Attempts to break themselves out of the “THANX 4 THE ADD!!!” ghetto embarrass too. “The Only Difference...” tries a stab at some sort of techno-punk middle-eight for the sake of eclecticism, but instead just reminds one of Republica.

Look, New York “tastemaker” and inventor of the iPod Ultragrrrrrrrrrrrl recently decided to throw down against the critical establishment about how they have ignored the upswing in popularity for these kind of emo acts, King Canutes of the journalistic scene trying to hold back the tide of kohl-eyeliner by waving a Dangerdoom CD at it. And to some extent she's right. What we're dealing with here is a whole heap of “Can't sing, can't act, can't dance a little” directed by hacks towards a scene that's already achieved a deeper level of cultural penetration than grunge did at the start of the 90s or nu-metal did at the end of it.

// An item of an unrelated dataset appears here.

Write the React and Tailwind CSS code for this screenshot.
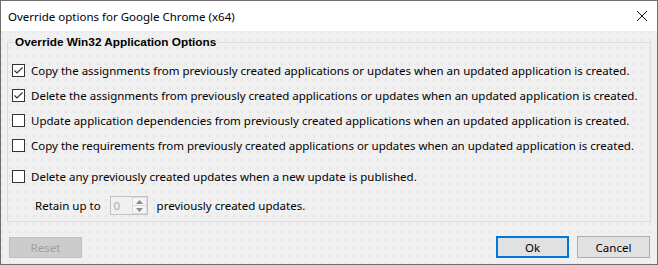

The problem is twofold though. One, Panic! At the Disco do not need my validation. Two... a lot of this music isn't very good. Hawthorne Heights suck, Fall Out Boy suck, My Chemical Romance kinda work in the same way that “Love Will Tear Us Apart” scene does in Series 7: The Contenders, but that's it. So, look, emo bands of America, here's a challenge. Impress me. Force me to cover your work at great length and catalogue you to the general public. Make me, make you. And put down that fucking copy of Franny and Zooey as well.


Reviewed by: Dom Passantino
Reviewed on: 2006-03-15
Comments (5)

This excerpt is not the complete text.